How could you if you’ve never done it? Every large project I’ve ever worked on had issues with interpersonal communication, project management, logistics, deployment, revenue generation, and profitability (you know, all the important stuff), in a manner that business school can’t even imagine covering.

“the problem is the quality not the quantity”

Exactly. That’s my whole point. The quality of a hands on business education blows away anything academic. I imagine most business people (with MBAs or not) would heartily concur. The only thing I remember from business school was, “A degree in business is a degree in nothing.”

“in-depth case analysis”

Case studies are notoriously poor for learning about business. What good is it to study business decisions after the fact, when you already know what they didn’t? If you don’t want to listen to me, perhaps he’s a little more convincing. (Whether you agree with me about anything or not, I strongly suggest this video. A lot to learn from someone with real battle scars.)

“with your professor and the other students”

who pale in comparison to people your encounter every day on the job. Why do you think the most important class in any business school is the internship?


Should a programmer get an MBA?

I honestly can’t think of any good reason today why someone who could hack would want an MBA.

If you’re concerned about learning, you will learn more about business in one good hands on project than 2 years of formal education.

If you’re concerned about having a mentor, you will meet much more business saavy people in business than you ever will in school.
 
If you’re concerned about money, 2 years of earning will put you hundreds of thousands of dollars ahead of 2 years of spending.

If you’re concerned about what others think of your credentials, you’re focusing on the wrong thing.
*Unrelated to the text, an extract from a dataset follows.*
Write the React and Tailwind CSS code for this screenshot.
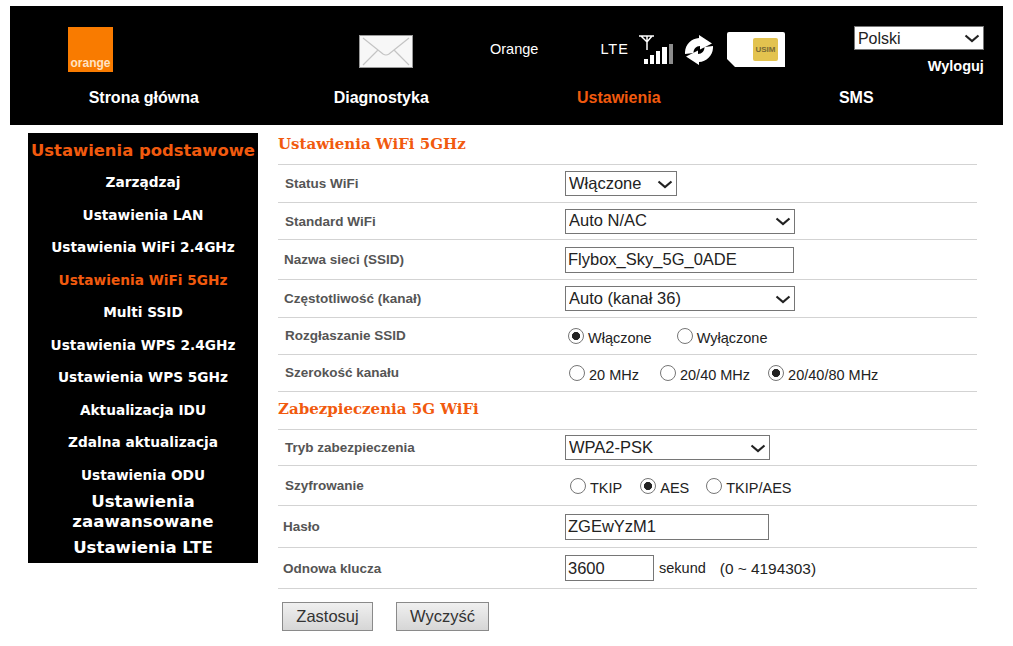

If you’re concerned about climbing the corporate ladder more quickly, then fine. Get an MBA.
And, most of all…

If you’re concerned about making yourself the best you could be, then hack, hack, hack. You already excel at the weakest link in the business chain. You will get better by continuing to “do” in your specialty. More school will add little, cost you time, cost you money, but most of all, cost you experience doing what you already love and what the world needs most right now.